## WORK TO BE COMPLETED
Read the lines below. Copy out any that hold the string "index".

** BEGIN MATERIAL SUPPLIED **

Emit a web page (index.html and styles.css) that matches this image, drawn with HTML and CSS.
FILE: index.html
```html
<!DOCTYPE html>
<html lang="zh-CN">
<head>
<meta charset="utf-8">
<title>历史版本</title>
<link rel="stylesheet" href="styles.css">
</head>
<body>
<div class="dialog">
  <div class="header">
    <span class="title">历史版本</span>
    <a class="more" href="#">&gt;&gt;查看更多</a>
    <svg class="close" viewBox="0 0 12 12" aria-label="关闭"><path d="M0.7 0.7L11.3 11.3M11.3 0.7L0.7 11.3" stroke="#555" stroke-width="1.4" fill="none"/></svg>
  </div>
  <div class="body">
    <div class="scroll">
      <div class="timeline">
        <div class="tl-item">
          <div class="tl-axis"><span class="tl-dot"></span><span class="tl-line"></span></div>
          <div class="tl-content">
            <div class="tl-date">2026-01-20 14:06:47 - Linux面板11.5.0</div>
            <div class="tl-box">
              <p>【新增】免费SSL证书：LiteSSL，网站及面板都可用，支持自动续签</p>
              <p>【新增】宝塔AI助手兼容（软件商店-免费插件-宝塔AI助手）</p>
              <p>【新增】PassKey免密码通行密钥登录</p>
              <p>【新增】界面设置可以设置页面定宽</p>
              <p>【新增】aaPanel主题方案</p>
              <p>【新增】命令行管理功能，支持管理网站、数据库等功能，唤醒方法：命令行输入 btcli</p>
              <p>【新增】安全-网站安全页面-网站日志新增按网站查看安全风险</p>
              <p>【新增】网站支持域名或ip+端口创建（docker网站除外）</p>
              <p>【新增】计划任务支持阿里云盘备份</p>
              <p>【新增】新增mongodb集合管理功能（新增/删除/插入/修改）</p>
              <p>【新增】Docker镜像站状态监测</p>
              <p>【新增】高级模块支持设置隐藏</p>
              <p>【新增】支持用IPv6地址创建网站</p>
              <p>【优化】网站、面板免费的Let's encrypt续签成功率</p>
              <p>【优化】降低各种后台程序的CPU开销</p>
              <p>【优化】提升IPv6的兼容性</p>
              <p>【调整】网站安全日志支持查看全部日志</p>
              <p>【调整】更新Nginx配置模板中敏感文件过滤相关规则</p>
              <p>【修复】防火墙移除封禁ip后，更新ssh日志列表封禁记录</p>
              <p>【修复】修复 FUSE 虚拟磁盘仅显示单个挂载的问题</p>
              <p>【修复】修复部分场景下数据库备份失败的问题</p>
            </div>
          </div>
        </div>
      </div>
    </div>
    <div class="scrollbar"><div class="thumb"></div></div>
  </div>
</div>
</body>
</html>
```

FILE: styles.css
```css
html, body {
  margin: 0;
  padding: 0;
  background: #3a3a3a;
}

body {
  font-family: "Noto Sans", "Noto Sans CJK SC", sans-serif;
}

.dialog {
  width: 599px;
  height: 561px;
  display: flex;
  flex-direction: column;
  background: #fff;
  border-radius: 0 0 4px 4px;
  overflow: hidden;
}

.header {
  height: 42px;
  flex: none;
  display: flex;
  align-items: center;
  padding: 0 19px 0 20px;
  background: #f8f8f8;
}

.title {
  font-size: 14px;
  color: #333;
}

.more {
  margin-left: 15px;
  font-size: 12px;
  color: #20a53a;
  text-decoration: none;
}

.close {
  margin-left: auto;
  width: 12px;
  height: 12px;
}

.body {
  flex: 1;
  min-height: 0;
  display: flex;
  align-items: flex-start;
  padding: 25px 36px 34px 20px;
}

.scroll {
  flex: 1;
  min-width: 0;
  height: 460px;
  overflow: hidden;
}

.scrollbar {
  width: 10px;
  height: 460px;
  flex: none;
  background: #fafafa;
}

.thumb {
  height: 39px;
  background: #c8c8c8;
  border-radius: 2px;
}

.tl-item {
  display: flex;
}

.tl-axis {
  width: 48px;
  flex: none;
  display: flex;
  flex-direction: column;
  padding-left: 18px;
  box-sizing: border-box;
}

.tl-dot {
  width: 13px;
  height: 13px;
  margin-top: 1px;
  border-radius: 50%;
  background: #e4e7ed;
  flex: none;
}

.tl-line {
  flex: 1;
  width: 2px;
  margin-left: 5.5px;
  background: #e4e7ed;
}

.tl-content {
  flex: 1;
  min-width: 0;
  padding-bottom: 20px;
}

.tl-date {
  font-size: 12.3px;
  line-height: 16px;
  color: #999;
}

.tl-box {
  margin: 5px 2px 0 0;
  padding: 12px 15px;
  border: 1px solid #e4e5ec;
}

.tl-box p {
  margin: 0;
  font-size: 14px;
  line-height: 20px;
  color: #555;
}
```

** END MATERIAL SUPPLIED **
** BEGIN MATERIAL SUPPLIED **

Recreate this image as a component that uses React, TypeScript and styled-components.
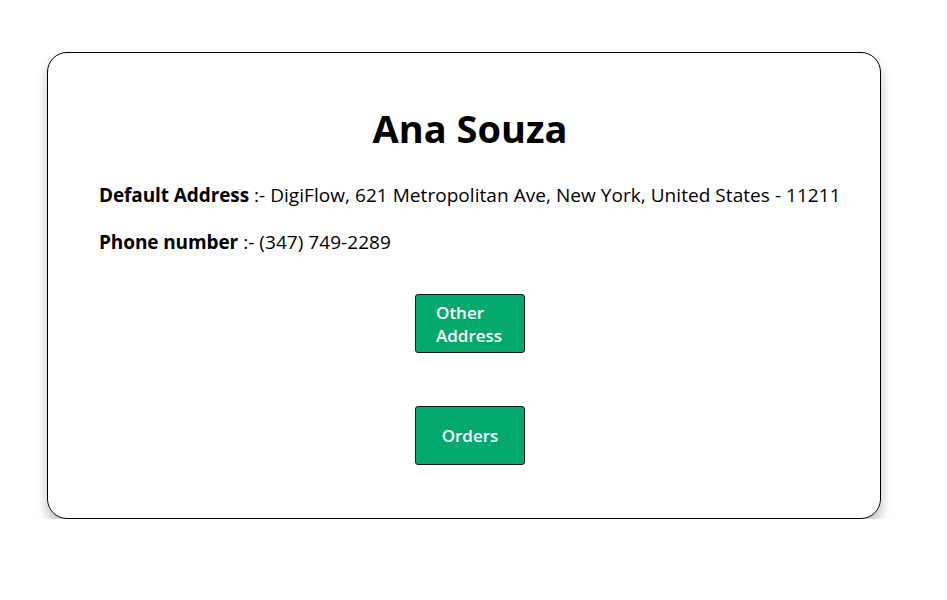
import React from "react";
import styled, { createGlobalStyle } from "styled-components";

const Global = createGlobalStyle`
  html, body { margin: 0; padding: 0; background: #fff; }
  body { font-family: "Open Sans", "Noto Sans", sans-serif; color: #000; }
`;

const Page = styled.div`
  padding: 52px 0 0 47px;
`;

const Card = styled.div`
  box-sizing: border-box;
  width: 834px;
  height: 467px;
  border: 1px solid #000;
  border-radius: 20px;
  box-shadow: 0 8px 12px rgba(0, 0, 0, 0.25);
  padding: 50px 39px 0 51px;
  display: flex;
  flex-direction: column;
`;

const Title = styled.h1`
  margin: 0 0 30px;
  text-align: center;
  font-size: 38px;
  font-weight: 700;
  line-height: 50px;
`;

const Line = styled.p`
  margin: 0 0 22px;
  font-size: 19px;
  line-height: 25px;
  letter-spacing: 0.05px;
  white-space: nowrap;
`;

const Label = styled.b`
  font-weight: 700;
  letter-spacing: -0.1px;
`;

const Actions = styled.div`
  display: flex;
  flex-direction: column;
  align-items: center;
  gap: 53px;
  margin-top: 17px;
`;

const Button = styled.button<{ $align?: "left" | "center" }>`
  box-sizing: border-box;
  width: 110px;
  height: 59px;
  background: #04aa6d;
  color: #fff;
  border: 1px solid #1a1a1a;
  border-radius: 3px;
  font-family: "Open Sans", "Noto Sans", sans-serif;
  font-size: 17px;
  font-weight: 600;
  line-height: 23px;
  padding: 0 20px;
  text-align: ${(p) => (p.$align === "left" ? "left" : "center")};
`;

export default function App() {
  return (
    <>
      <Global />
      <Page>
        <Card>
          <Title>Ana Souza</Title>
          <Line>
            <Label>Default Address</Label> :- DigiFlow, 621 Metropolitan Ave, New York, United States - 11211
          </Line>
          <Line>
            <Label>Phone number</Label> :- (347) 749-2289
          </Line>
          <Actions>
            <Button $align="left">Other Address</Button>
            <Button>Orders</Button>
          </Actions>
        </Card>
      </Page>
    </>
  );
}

** END MATERIAL SUPPLIED **

## EXERCISE RESPONSE
Emit a web page (index.html and styles.css) that matches this image, drawn with HTML and CSS.
FILE: index.html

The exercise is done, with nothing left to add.